• [TASK GOAL]: Say only how many lines contain the word "this".

• [ENTRIES]:
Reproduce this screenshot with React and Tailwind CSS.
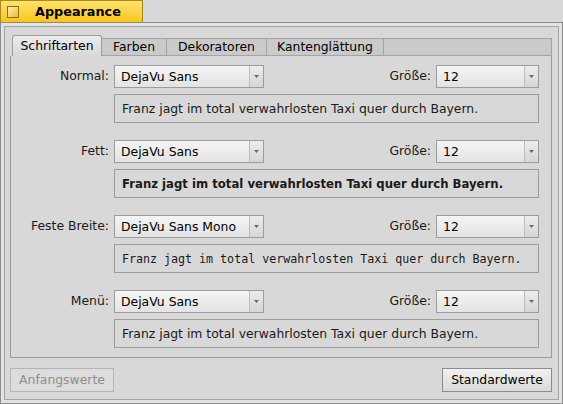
import React from 'react';

const FONT = "font-['DejaVu_Sans',sans-serif]";

const rows = [
  { label: 'Normal:', font: 'DejaVu Sans', style: 'text-[12.4px]' },
  { label: 'Fett:', font: 'DejaVu Sans', style: 'font-bold text-[11.7px]' },
  { label: 'Feste Breite:', font: 'DejaVu Sans Mono', style: "font-['DejaVu_Sans_Mono',monospace] text-[11.65px]" },
  { label: 'Menü:', font: 'DejaVu Sans', style: 'text-[12.4px]' },
];

const Arrow = () => (
  <svg width="5" height="3" viewBox="0 0 5 3">
    <path d="M0 0 H5 L2.5 3 Z" fill="#6a6a6a" />
  </svg>
);

// popup menu field
const Dropdown = ({ value, width }) => (
  <div className={`flex h-[23px] ${width} border border-[#9c9c9c] bg-gradient-to-b from-[#f5f5f5] to-[#e3e3e3]`}>
    <span className="flex-1 pl-[6px] leading-[21px] text-black">{value}</span>
    <span className="flex w-[14px] items-center justify-center border-l border-[#bdbdbd] bg-gradient-to-b from-[#ececec] to-[#d6d6d6]">
      <Arrow />
    </span>
  </div>
);

const FontRow = ({ row, first }) => (
  <div className={first ? 'mt-[9px]' : 'mt-[17px]'}>
    <div className="flex items-center">
      <span className="w-[98px] text-right">{row.label}</span>
      <div className="ml-[5px]">
        <Dropdown value={row.font} width="w-[150px]" />
      </div>
      <div className="flex-1" />
      <span>Größe:</span>
      <div className="ml-[5px] mr-[12px]">
        <Dropdown value="12" width="w-[103px]" />
      </div>
    </div>
    <div className="ml-[103px] mr-[12px] mt-[6px] h-[29px] border border-[#9c9c9c] bg-[#d8d8d8] pl-[7px] leading-[27px]">
      <span className={row.style}>Franz jagt im total verwahrlosten Taxi quer durch Bayern.</span>
    </div>
  </div>
);

const tabs = [
  { name: 'Farben', w: 'w-[65px]' },
  { name: 'Dekoratoren', w: 'w-[100px]' },
  { name: 'Kantenglättung', w: 'w-[117px]' },
];

const App = () => {
  return (
    <div className={`${FONT} flex h-[404px] w-[563px] flex-col bg-[#d8d8d8] text-[12.4px] text-[#1a1a1a]`}>
      {/* title tab */}
      <div className="flex h-[22px] w-[143px] items-center border border-b-0 border-[#a88b1c] bg-gradient-to-b from-[#ffe26a] to-[#fcc500]">
        <span className="ml-[6px] h-[12px] w-[12px] border border-[#8c7010] bg-gradient-to-br from-[#fff2b0] to-[#f2b800]" />
        <span className="ml-[16px] text-[12.8px] font-bold text-black">Appearance</span>
      </div>

      {/* window frame */}
      <div className="flex-1 border border-[#8c8c8c] bg-[#e2e2e2] p-[3px]">
        <div className="flex h-full flex-col border border-[#a4a4a4] bg-[#d8d8d8] pl-[5px] pr-[6px] pt-[8px]">
          {/* tab bar */}
          <div className="flex h-[21px] items-end">
            <div className="ml-[2px] flex h-[21px] w-[90px] items-center justify-center rounded-t-[3px] border border-b-0 border-[#9c9c9c] bg-gradient-to-b from-[#ececec] to-[#d8d8d8] text-black">
              Schriftarten
            </div>
            {tabs.map((t) => (
              <div key={t.name} className={`flex h-[18px] ${t.w} items-center justify-center border-r border-t border-[#a4a4a4] border-b bg-[#cacaca] text-black`}>
                {t.name}
              </div>
            ))}
            <div className="h-[18px] flex-1 border-b border-r border-t border-[#a4a4a4] bg-[#cacaca]" />
          </div>

          {/* tab content */}
          <div className="h-[302px] border border-t-0 border-[#9c9c9c] bg-[#d8d8d8]">
            {rows.map((r, i) => (
              <FontRow key={r.label} row={r} first={i === 0} />
            ))}
          </div>

          {/* buttons */}
          <div className="mt-[10px] flex justify-between">
            <button className="h-[24px] w-[104px] border border-[#b4b4b4] bg-[#dcdcdc] text-[#8e8e8e]">Anfangswerte</button>
            <button className="h-[24px] w-[110px] border border-[#8c8c8c] bg-gradient-to-b from-[#f2f2f2] to-[#dadada] text-black">Standardwerte</button>
          </div>
        </div>
      </div>
    </div>
  );
};

export default App;
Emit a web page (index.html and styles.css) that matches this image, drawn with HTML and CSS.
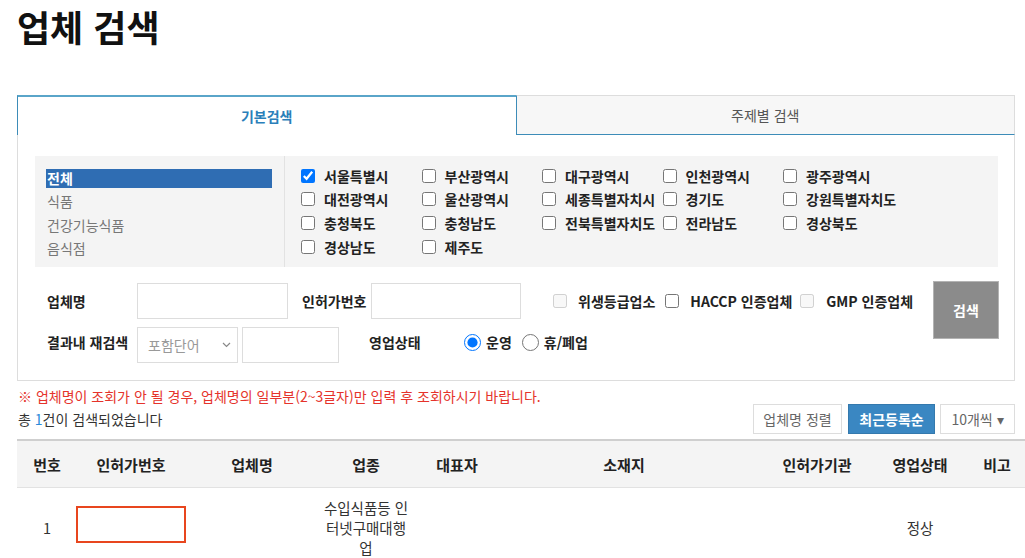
FILE: index.html
```html
<!DOCTYPE html>
<html lang="ko">
  <head>
    <meta charset="UTF-8">
    <meta name=viewport content="width=device-width, initial-scale=1">
    <title>업체 검색</title>
    <link rel="stylesheet" href="styles.css">
  </head>
  <body>
    <div class="page">
      <h1 class="page-title">업체 검색</h1>

      <div class="search-box">
        <div class="tabs">
          <div class="tab active">기본검색</div>
          <div class="tab">주제별 검색</div>
        </div>

        <div class="tab-body">
          <div class="category">
            <ul class="category-list">
              <li class="selected">전체</li>
              <li>식품</li>
              <li>건강기능식품</li>
              <li>음식점</li>
            </ul>
            <div class="region-grid">
              <label class="check"><input type="checkbox" checked>서울특별시</label>
              <label class="check"><input type="checkbox">부산광역시</label>
              <label class="check"><input type="checkbox">대구광역시</label>
              <label class="check"><input type="checkbox">인천광역시</label>
              <label class="check"><input type="checkbox">광주광역시</label>
              <label class="check"><input type="checkbox">대전광역시</label>
              <label class="check"><input type="checkbox">울산광역시</label>
              <label class="check"><input type="checkbox">세종특별자치시</label>
              <label class="check"><input type="checkbox">경기도</label>
              <label class="check"><input type="checkbox">강원특별자치도</label>
              <label class="check"><input type="checkbox">충청북도</label>
              <label class="check"><input type="checkbox">충청남도</label>
              <label class="check"><input type="checkbox">전북특별자치도</label>
              <label class="check"><input type="checkbox">전라남도</label>
              <label class="check"><input type="checkbox">경상북도</label>
              <label class="check"><input type="checkbox">경상남도</label>
              <label class="check"><input type="checkbox">제주도</label>
            </div>
          </div>

          <div class="search-form">
            <div class="form-rows">
              <div class="form-row">
                <span class="field-label">업체명</span>
                <input type="text" class="text-input name-input">
                <span class="field-label permit-label">인허가번호</span>
                <input type="text" class="text-input permit-input">
                <div class="cert-checks">
                  <label class="check"><input type="checkbox" disabled>위생등급업소</label>
                  <label class="check"><input type="checkbox">HACCP 인증업체</label>
                  <label class="check gmp"><input type="checkbox" disabled>GMP 인증업체</label>
                </div>
              </div>
              <div class="form-row second">
                <span class="field-label">결과내 재검색</span>
                <div class="select-box">
                  <span>포함단어</span>
                  <svg width="9" height="6" viewBox="0 0 9 6"><polyline points="1,1 4.5,4.5 8,1" fill="none" stroke="#888" stroke-width="1.2"/></svg>
                </div>
                <input type="text" class="text-input research-input">
                <span class="field-label status-label">영업상태</span>
                <label class="radio"><input type="radio" name="status" checked>운영</label>
                <label class="radio"><input type="radio" name="status">휴/폐업</label>
              </div>
            </div>
            <button class="search-btn">검색</button>
          </div>
        </div>
      </div>

      <p class="notice">※ 업체명이 조회가 안 될 경우, 업체명의 일부분(2~3글자)만 입력 후 조회하시기 바랍니다.</p>

      <div class="result-bar">
        <div class="result-count">총 <em>1</em>건이 검색되었습니다</div>
        <div class="sort-buttons">
          <button class="sort-btn name-sort">업체명 정렬</button>
          <button class="sort-btn recent-sort">최근등록순</button>
          <button class="sort-btn per-page">10개씩 ▾</button>
        </div>
      </div>

      <table class="result-table">
        <colgroup>
          <col style="width:60px">
          <col style="width:108px">
          <col style="width:134px">
          <col style="width:94px">
          <col style="width:88px">
          <col style="width:246px">
          <col style="width:140px">
          <col style="width:66px">
          <col style="width:88px">
        </colgroup>
        <thead>
          <tr>
            <th>번호</th>
            <th>인허가번호</th>
            <th>업체명</th>
            <th>업종</th>
            <th>대표자</th>
            <th>소재지</th>
            <th>인허가기관</th>
            <th>영업상태</th>
            <th>비고</th>
          </tr>
        </thead>
        <tbody>
          <tr>
            <td>1</td>
            <td><div class="masked"></div></td>
            <td></td>
            <td class="wrap">수입식품등 인터넷구매대행업</td>
            <td></td>
            <td></td>
            <td></td>
            <td>정상</td>
            <td></td>
          </tr>
        </tbody>
      </table>
    </div>
  </body>
</html>
```

FILE: styles.css
```css
body {
  margin: 0;
  font-family: "Noto Sans CJK KR", "Noto Sans", sans-serif;
  font-size: 14px;
  color: #333;
  background-color: #fff;
  overflow: hidden;
}

.page {
  width: 998px;
  padding-left: 17px;
}

.page-title {
  margin: 0 0 44px 0;
  padding-top: 1px;
  font-size: 36px;
  line-height: 50px;
  font-weight: bold;
  color: #111;
}

/* tabs */

.tabs {
  display: flex;
  height: 40px;
}

.tab {
  flex: 1;
  box-sizing: border-box;
  text-align: center;
  line-height: 38px;
  color: #555;
  background-color: #f7f7f7;
  border-top: 1px solid #ddd;
  border-right: 1px solid #ddd;
  border-left: 1px solid #3d8cb8;
  border-bottom: 1px solid #3d8cb8;
}

.tab.active {
  background-color: #fff;
  color: #2a7fba;
  font-weight: bold;
  border-top: 2px solid #5aa5c9;
  border-left: 1px solid #3d8cb8;
  border-right: 0;
  border-bottom: 0;
}

.tab-body {
  border: 1px solid #ddd;
  border-top: 0;
  padding: 21px 16px 17px 17px;
}

/* category + region */

.category {
  display: flex;
  height: 111px;
  background-color: #f4f4f4;
}

.category-list {
  list-style: none;
  margin: 0;
  width: 250px;
  box-sizing: border-box;
  padding: 13px 12px 0 11px;
  border-right: 1px solid #e2e2e2;
}

.category-list li {
  line-height: 19px;
  margin-bottom: 4.4px;
  padding-left: 1px;
  color: #777;
}

.category-list li.selected {
  background-color: #2f6db3;
  color: #fff;
  font-weight: bold;
}

.region-grid {
  display: grid;
  grid-template-columns: repeat(5, 120.5px);
  grid-auto-rows: 23.6px;
  padding: 8px 0 0 16px;
}

.check, .radio {
  display: flex;
  align-items: center;
  gap: 9px;
  font-weight: bold;
  color: #222;
  white-space: nowrap;
}

.check input {
  width: 14px;
  height: 14px;
  margin: 0;
}

/* form */

.search-form {
  display: flex;
  align-items: flex-start;
  margin-top: 14px;
  padding-left: 12px;
}

.form-rows {
  padding-top: 2px;
}

.form-row {
  display: flex;
  align-items: center;
  height: 36px;
}

.form-row.second {
  margin-top: 8px;
}

.form-row.second .field-label {
  margin-top: -6px;
}

.field-label {
  width: 90px;
  font-weight: bold;
  color: #222;
  white-space: nowrap;
}

.permit-label {
  width: 69px;
  margin-left: 14px;
}

.status-label {
  width: 95px;
  margin-left: 30px;
}

.text-input {
  box-sizing: border-box;
  height: 36px;
  border: 1px solid #ddd;
  padding: 0 8px;
  font-family: inherit;
  font-size: 14px;
  outline: none;
}

.name-input {
  width: 151px;
}

.permit-input {
  width: 150px;
}

.research-input {
  width: 97px;
  margin-left: 4px;
}

.cert-checks {
  display: flex;
  gap: 10px;
  margin-left: 32px;
}

.cert-checks .check {
  gap: 11px;
}

.cert-checks .gmp {
  margin-left: -2px;
  gap: 12px;
}

.select-box {
  box-sizing: border-box;
  width: 101px;
  height: 36px;
  border: 1px solid #ddd;
  display: flex;
  align-items: center;
  justify-content: space-between;
  padding: 0 6px 0 10px;
  color: #999;
}

.radio {
  gap: 5px;
  margin-right: 10px;
  margin-top: -6px;
}

.radio input {
  width: 17px;
  height: 17px;
  margin: 0;
}

.search-btn {
  margin-left: auto;
  width: 66px;
  height: 58px;
  background-color: #8b8b8b;
  border: 1px solid #b3b3b3;
  color: #fff;
  font-family: inherit;
  font-size: 14px;
  font-weight: bold;
  margin-right: -1px;
}

/* results */

.notice {
  margin: 5px 0 0 1px;
  line-height: 20px;
  color: #e5332b;
}

.result-bar {
  display: flex;
  align-items: center;
  justify-content: space-between;
  height: 30px;
  margin-top: -2px;
}

.result-count {
  padding-left: 1px;
}

.result-count em {
  font-style: normal;
  color: #2b8ad8;
}

.sort-buttons {
  display: flex;
  gap: 5px;
}

.sort-btn {
  box-sizing: border-box;
  height: 30px;
  border: 1px solid #ddd;
  background-color: #fff;
  color: #666;
  font-family: inherit;
  font-size: 14px;
  padding: 0;
}

.name-sort {
  width: 89px;
  margin-right: 1px;
}

.recent-sort {
  width: 87px;
  background-color: #3a87c2;
  border-color: #3479ad;
  color: #fff;
  font-weight: bold;
}

.per-page {
  width: 75px;
}

.result-table {
  width: 1024px;
  margin-top: 5px;
  border-collapse: collapse;
  table-layout: fixed;
  border-top: 2px solid #cfcfcf;
  font-size: 14.5px;
}

.result-table th {
  height: 46px;
  padding: 0 3px;
  background-color: #f4f4f4;
  border-bottom: 1px solid #e2e2e2;
  color: #222;
  font-size: 15px;
  font-weight: bold;
  white-space: nowrap;
}

.result-table td {
  padding: 10px 3px;
  line-height: 20px;
  text-align: center;
  vertical-align: middle;
  color: #333;
}

.result-table td.wrap {
  word-break: break-all;
}

.masked {
  width: 106px;
  height: 33px;
  margin: 0 0 7px -4px;
  border: 2px solid #e8461e;
}
```
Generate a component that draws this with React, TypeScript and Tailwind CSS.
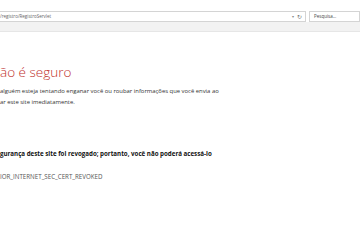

• [EXERCISE RESULT]: 3